Существовали и общие с некоторыми зарубежными психиатрами точки зрения, которые проявлялись в этот период в объяснении вариантов паранойяльного развития при эпилепсии патологической реактивностью, обусловленной органической неполноценностью центральной нервной системы (С. Г. Жислин, 1945).
Пятидесятые и шестидесятые годы – этап активного поиска необходимых для суждения о прогнозе связей между изменениями биоэлектрической активности мозга и психопатологическими проявлениями эпилептической болезни.
Однако противоречивость соответствующих данных была обусловлена значительной утратой клинического подхода к анализу психопатологических расстройств. Как никогда прежде понятие эпилепсии было низведено до ранга пароксизмального синдрома или реакции, а понятие эпилептического психоза до уровня отдельных симптомов или форм поведения больных, т. е. не клинических, а скорее психологических и поведенческих явлений, как бы случайно сочетающихся с эпилепсией-припадком.
Возможно именно вследствие этого электрофизиологические находки данного периода так и не нашли своей законченной трактовки на «психоморфологической» основе подобно тому, что было сделано в отношении пароксизмальных состояний.

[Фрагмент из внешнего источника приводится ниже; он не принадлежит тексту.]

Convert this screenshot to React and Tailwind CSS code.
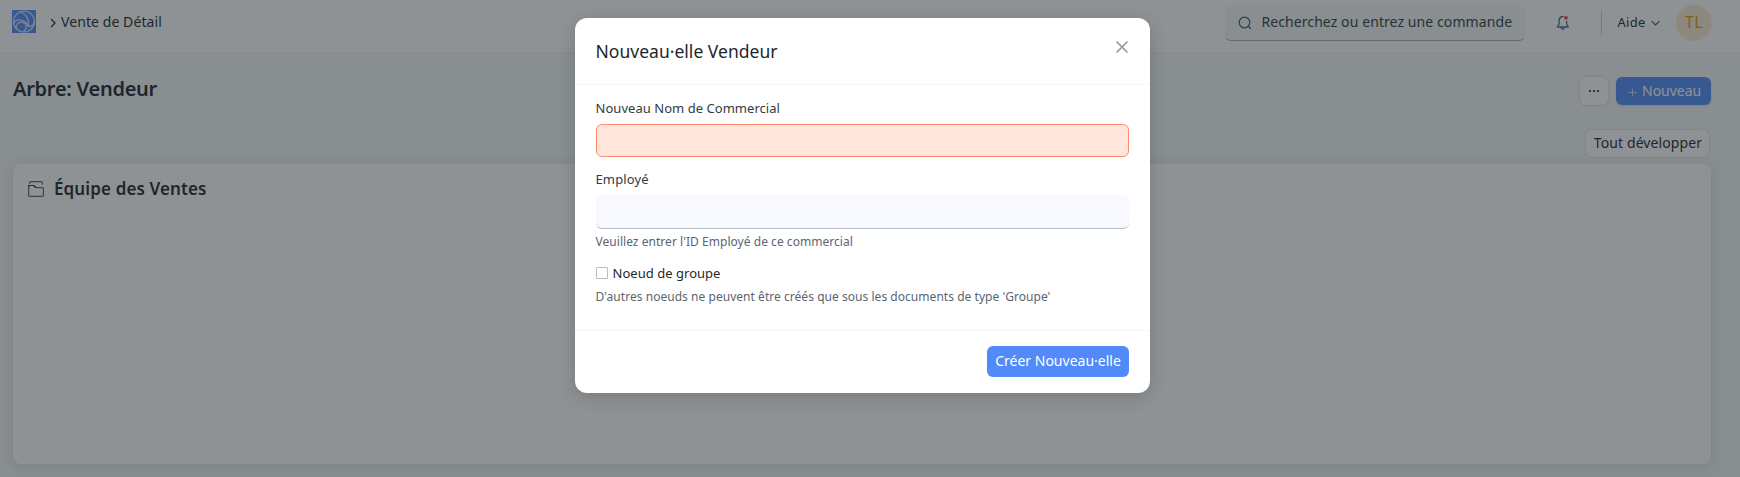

Малопродуктивными оказались и попытки использовать понятие реакции для объяснения факта существования психической эпилепсии (М. Lennox, J. Mohr, 1950; W. Brautigam, 1951; W. G. Lennox, 1954; S. M. Ferguson и соавт., 1965; H. D. Pache, 1965, и мн. др.).

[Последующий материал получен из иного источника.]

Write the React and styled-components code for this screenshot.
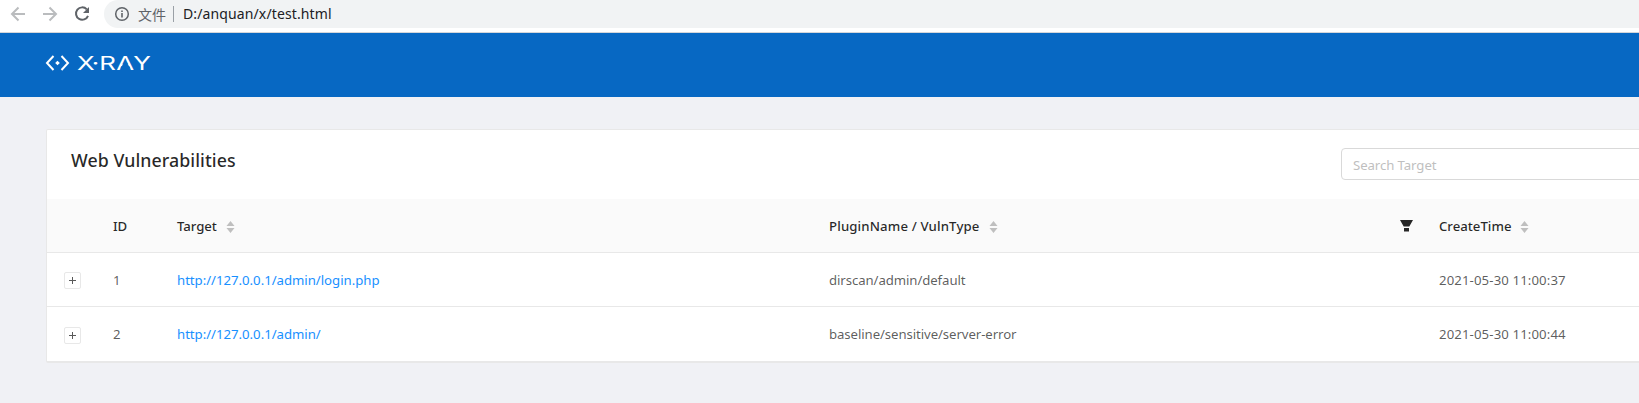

W. G. Lennox (1954), в частности, считал препятствием для лечения эпилепсии факторы скрытности, стыда и страха, переживаемых больным и его семьей, а также неправильные представления о болезни и остракизм со стороны общественности. S. M. Ferguson и соавт. (1965) и Н. D. Pache (1965) во избежание «непосильной конкуренции» рекомендовали уход больных из семьи и приобщение к «аналогичной среде».
Позиция, сравнительно более умеренная и приближающаяся к современной, выражалась в рассмотрении психопатоподобных и психотических состояний при эпилепсии в качестве признаков отклонений в поведении, обусловленных «не исключительно органическими факторами, но также всегда одновременно психореактивными и средовыми» (Н. Hoff, 1953; D. A. Pond, 1955; Е. A. Weinstein, 1959, и др.).

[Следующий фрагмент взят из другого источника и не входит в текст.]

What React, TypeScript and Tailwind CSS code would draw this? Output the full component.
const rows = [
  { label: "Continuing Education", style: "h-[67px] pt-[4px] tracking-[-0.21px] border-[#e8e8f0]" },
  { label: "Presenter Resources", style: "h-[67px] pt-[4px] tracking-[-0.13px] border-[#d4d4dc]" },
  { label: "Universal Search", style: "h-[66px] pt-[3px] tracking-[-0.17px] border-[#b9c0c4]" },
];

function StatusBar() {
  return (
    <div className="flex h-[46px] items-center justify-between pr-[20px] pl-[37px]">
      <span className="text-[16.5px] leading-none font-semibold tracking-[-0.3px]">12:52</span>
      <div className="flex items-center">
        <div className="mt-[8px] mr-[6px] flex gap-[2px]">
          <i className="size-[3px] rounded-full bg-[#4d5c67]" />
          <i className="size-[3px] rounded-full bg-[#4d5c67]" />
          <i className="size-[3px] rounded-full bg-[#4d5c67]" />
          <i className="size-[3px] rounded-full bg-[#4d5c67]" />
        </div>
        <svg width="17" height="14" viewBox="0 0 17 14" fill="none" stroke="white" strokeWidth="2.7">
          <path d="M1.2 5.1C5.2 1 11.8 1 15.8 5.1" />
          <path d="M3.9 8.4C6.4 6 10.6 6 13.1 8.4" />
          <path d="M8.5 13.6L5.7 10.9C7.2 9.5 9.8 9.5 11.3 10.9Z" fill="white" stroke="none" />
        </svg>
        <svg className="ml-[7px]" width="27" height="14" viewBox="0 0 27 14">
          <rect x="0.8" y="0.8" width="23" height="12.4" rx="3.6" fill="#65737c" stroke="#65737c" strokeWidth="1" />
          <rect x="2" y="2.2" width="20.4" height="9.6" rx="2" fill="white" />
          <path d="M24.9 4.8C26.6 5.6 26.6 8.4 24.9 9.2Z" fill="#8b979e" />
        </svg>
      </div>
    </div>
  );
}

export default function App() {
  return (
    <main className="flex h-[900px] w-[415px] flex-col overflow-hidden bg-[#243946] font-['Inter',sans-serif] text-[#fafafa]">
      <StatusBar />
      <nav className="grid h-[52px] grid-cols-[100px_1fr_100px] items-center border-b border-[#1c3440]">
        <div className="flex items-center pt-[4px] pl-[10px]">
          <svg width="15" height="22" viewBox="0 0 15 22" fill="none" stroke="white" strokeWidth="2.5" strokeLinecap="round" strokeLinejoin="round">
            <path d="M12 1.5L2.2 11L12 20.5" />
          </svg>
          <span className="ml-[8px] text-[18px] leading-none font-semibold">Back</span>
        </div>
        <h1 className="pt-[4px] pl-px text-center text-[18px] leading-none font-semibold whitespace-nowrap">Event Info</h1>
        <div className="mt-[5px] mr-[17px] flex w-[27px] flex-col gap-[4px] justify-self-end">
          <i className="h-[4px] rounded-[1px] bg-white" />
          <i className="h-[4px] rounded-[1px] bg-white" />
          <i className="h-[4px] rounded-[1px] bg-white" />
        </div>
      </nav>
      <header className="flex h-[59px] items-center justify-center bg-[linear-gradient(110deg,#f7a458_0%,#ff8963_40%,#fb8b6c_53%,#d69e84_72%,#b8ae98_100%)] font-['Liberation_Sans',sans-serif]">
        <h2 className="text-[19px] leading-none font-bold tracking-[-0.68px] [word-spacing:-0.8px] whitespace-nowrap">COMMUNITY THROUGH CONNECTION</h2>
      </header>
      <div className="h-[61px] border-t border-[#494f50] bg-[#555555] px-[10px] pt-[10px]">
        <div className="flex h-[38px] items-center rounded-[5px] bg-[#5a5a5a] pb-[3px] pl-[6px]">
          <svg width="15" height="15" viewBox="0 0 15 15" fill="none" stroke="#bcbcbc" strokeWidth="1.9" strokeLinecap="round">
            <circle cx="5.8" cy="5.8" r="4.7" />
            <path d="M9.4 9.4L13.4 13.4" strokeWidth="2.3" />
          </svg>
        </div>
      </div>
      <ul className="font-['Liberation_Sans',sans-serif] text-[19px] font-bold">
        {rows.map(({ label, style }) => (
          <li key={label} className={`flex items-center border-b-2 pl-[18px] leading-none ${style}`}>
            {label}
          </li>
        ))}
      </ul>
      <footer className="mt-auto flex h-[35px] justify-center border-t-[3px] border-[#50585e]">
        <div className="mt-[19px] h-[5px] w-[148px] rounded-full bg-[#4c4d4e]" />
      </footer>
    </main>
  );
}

В противоположность односторонним поискам электрофизиологических и социальных коррелятов психических расстройств при эпилепсии, в эти же годы наметился определенный возврат к изучению характеристик эпилептического психоза. В защиту концепции эпилепсии как полиэтиологического заболевания с единым патогенезом приводились данные о клиническом сходстве височных форм эпилепсии (W. Scholz, 1951), о существовании интеллектуального и эмоционального склада больного эпилепсией (Е. Т. Zimmermann и соавт., 1951), о возможности трактовки эпилепсии как «третьего психоза» (К. Schneider, 1959), о наличии психосиндромов, соответствующих эпилепсии сна и бодрствования (D. Janz, 1955), о зависимости резидуального бреда от учащения эпизодических психотических состояний (Л. Э. Музычук, 1964) и др.
Из зарубежных авторов К. Simma(1953), FA. Gibbs (1954), HG. Perustich (1957) впервые за много лет высказали сомнения в возможности исключительного объяснения психогенией изменений личности при эпилепсии. Большое значение в происхождении этих расстройств G. Goellnitz (1954), например, придавал повреждениям головного мозга в раннем детстве, В. Harvard (1954) и R. de Smedt (1963) – наследственности.
Отводя ведущую роль клинической диагностике, Т. Ott и соавт. (1962) подчеркивали, что данные электроэнцефалографии не автоматизируют методы диагностики и не являются основой терапевтических рекомендаций. Признавалась необходимость изучения «продольного разреза» заболевания для диагностики и лечения (Н. Doose, 1967). Из отечественных психиатров на преждевременность физиологического толкования симптомов у пациента указывали Н. А. Попов (1954), Г. Е. Сухарева (1955), Е. Н. Каменева (1956, 1959).